Give back exactly the lines from the one with "Write a web" through the one with "Clone this screenshot", inclusive, without the images.

Start RECORD LIST

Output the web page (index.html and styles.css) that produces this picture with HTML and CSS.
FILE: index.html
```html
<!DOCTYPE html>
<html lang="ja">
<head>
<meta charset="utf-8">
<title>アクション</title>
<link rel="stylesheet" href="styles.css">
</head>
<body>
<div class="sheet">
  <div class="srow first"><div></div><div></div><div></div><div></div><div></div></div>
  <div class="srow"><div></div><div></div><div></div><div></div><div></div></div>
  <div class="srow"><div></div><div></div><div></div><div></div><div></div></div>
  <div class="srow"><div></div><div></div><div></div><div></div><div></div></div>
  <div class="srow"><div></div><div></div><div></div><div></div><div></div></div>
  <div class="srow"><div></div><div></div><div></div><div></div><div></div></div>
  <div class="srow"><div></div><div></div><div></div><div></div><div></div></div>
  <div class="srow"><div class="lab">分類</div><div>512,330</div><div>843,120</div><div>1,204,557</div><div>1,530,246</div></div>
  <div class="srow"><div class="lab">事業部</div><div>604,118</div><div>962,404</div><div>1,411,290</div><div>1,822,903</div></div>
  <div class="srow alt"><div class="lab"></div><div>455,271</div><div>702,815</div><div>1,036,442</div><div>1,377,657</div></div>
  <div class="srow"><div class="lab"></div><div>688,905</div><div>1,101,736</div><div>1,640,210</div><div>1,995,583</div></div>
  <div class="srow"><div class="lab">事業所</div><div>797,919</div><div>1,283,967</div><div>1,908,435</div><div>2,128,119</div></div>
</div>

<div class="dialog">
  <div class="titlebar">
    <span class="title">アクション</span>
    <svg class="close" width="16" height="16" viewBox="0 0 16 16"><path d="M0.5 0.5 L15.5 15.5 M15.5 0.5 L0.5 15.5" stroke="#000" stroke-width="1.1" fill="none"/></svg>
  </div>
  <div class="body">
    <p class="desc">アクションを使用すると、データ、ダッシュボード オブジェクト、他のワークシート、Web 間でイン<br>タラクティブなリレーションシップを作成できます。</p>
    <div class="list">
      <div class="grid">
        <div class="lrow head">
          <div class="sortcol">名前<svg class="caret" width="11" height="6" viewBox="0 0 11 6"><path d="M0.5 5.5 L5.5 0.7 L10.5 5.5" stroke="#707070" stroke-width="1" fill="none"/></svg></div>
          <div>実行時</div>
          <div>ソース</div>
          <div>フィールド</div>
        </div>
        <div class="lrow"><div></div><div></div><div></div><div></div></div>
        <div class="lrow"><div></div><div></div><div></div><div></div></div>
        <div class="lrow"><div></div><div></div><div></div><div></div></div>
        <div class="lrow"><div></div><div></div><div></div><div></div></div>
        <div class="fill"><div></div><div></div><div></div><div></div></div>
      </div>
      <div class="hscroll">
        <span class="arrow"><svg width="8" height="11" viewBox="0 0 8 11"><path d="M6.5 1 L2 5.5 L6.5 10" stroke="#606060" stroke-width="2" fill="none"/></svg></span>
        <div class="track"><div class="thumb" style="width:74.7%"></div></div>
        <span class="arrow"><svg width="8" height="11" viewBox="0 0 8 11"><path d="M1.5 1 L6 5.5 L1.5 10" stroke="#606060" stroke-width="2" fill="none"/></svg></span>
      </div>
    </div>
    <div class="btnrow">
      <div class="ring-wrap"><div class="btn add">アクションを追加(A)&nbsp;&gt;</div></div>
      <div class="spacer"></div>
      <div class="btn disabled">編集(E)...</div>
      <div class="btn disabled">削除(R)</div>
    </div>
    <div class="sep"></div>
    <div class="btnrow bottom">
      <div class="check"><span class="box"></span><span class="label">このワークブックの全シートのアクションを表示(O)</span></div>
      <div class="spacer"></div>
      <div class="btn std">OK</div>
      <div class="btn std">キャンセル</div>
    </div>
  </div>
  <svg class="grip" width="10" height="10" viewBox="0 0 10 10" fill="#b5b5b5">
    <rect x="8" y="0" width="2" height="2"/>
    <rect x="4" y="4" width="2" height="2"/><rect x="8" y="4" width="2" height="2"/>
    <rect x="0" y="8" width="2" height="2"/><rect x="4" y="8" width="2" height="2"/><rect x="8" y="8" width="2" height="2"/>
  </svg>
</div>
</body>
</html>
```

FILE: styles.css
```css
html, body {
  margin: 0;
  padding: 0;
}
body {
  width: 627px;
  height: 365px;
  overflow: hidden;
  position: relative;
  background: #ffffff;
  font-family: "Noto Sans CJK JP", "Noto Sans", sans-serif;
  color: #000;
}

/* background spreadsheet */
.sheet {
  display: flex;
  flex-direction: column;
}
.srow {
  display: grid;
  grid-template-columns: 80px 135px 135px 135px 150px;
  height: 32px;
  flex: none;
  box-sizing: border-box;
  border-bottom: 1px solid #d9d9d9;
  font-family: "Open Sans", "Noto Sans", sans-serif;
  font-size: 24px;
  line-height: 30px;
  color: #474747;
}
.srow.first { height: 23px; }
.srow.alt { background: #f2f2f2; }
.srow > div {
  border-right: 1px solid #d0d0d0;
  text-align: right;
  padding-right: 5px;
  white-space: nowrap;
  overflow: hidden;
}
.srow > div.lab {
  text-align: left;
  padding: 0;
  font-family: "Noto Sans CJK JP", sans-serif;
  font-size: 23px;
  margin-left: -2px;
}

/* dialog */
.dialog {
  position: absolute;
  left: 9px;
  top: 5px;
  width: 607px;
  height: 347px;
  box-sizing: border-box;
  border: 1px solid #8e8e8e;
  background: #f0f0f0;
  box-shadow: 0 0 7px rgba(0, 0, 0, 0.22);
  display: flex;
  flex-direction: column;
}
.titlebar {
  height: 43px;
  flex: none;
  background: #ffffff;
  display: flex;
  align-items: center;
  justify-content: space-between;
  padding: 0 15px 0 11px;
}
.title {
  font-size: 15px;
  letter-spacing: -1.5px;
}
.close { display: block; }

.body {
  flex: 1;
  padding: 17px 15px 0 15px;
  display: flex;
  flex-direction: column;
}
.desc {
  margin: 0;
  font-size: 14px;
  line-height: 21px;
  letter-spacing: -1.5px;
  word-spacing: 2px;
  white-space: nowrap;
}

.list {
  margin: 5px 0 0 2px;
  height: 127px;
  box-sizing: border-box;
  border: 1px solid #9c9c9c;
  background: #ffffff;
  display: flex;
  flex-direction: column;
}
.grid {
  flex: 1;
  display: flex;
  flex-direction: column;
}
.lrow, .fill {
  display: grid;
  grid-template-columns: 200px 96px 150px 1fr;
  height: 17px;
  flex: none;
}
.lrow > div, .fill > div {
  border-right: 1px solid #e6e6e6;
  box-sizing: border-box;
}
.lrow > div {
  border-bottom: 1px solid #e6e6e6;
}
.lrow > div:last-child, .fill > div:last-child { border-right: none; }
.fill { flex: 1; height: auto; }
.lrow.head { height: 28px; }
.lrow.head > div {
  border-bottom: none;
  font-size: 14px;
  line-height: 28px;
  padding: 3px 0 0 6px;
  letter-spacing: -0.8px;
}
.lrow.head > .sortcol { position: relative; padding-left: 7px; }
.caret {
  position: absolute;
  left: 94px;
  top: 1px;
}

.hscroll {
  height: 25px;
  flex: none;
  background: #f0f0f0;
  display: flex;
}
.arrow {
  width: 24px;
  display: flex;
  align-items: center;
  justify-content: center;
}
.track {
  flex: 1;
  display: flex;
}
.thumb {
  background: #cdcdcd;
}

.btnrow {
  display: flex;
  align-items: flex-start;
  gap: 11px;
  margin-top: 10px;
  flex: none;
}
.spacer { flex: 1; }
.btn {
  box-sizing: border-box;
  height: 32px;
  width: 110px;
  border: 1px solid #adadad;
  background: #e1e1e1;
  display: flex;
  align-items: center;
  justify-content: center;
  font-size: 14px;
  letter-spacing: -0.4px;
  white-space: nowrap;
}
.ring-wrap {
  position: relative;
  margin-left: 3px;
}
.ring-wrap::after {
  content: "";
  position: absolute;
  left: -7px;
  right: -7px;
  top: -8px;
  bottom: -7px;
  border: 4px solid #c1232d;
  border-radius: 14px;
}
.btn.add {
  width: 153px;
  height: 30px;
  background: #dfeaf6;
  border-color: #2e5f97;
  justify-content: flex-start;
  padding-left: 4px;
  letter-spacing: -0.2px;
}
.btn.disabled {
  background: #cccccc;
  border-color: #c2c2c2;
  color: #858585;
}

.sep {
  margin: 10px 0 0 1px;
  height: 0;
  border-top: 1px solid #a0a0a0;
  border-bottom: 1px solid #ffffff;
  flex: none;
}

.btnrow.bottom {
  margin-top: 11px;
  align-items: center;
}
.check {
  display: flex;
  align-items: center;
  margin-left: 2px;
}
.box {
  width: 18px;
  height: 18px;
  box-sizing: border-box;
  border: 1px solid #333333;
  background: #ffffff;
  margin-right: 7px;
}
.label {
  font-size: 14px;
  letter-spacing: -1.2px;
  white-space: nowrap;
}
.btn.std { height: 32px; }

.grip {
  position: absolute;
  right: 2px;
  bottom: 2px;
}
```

End RECORD LIST
Start RECORD LIST

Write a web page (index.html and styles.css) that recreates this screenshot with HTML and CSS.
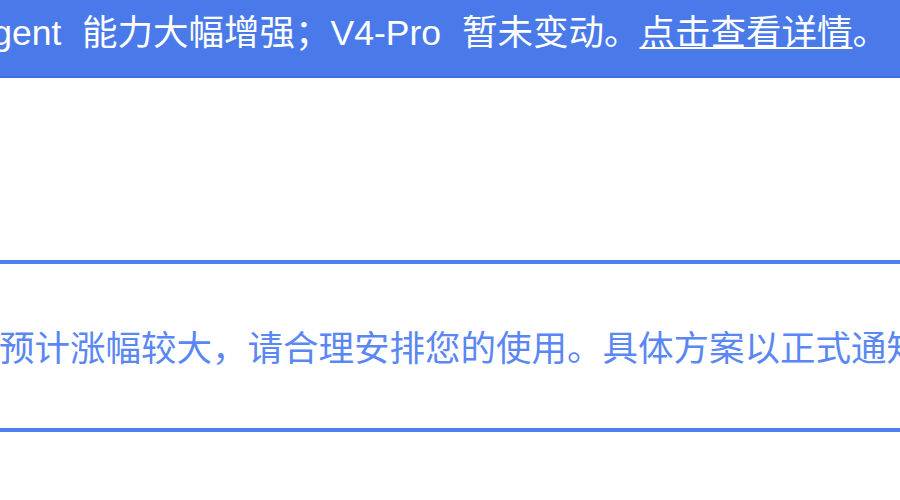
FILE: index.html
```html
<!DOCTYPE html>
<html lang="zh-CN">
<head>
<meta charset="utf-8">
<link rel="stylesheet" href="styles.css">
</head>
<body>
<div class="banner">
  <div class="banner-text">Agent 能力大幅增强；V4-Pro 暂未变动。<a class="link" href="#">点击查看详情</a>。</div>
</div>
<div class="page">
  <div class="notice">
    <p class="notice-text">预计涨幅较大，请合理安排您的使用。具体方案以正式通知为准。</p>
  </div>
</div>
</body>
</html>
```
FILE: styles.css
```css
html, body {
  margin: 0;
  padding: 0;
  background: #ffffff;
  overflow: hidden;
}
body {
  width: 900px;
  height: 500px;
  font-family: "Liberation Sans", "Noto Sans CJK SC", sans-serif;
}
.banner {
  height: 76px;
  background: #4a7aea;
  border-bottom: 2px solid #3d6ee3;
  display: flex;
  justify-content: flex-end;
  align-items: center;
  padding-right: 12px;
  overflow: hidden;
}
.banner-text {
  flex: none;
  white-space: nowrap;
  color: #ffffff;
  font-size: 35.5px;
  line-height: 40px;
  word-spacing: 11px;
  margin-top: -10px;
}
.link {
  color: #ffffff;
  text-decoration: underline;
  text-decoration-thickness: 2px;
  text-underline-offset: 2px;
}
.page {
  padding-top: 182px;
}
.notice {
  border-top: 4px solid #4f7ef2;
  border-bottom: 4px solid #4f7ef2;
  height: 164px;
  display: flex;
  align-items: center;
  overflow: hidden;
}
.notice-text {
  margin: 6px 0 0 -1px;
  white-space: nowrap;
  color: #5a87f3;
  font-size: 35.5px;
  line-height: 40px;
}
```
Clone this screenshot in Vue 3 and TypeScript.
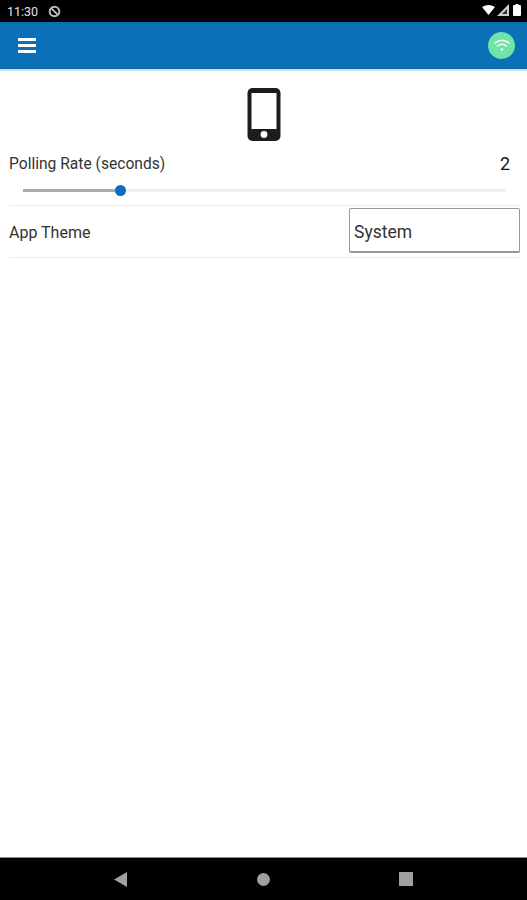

End RECORD LIST

■ FINAL RESULT:
Write a web page (index.html and styles.css) that recreates this screenshot with HTML and CSS.
FILE: index.html
```html
<!DOCTYPE html>
<html lang="zh-CN">
<head>
<meta charset="utf-8">
<link rel="stylesheet" href="styles.css">
</head>
<body>
<div class="banner">
  <div class="banner-text">Agent 能力大幅增强；V4-Pro 暂未变动。<a class="link" href="#">点击查看详情</a>。</div>
</div>
<div class="page">
  <div class="notice">
    <p class="notice-text">预计涨幅较大，请合理安排您的使用。具体方案以正式通知为准。</p>
  </div>
</div>
</body>
</html>
```
FILE: styles.css
```css
html, body {
  margin: 0;
  padding: 0;
  background: #ffffff;
  overflow: hidden;
}
body {
  width: 900px;
  height: 500px;
  font-family: "Liberation Sans", "Noto Sans CJK SC", sans-serif;
}
.banner {
  height: 76px;
  background: #4a7aea;
  border-bottom: 2px solid #3d6ee3;
  display: flex;
  justify-content: flex-end;
  align-items: center;
  padding-right: 12px;
  overflow: hidden;
}
.banner-text {
  flex: none;
  white-space: nowrap;
  color: #ffffff;
  font-size: 35.5px;
  line-height: 40px;
  word-spacing: 11px;
  margin-top: -10px;
}
.link {
  color: #ffffff;
  text-decoration: underline;
  text-decoration-thickness: 2px;
  text-underline-offset: 2px;
}
.page {
  padding-top: 182px;
}
.notice {
  border-top: 4px solid #4f7ef2;
  border-bottom: 4px solid #4f7ef2;
  height: 164px;
  display: flex;
  align-items: center;
  overflow: hidden;
}
.notice-text {
  margin: 6px 0 0 -1px;
  white-space: nowrap;
  color: #5a87f3;
  font-size: 35.5px;
  line-height: 40px;
}
```
Clone this screenshot in Vue 3 and TypeScript.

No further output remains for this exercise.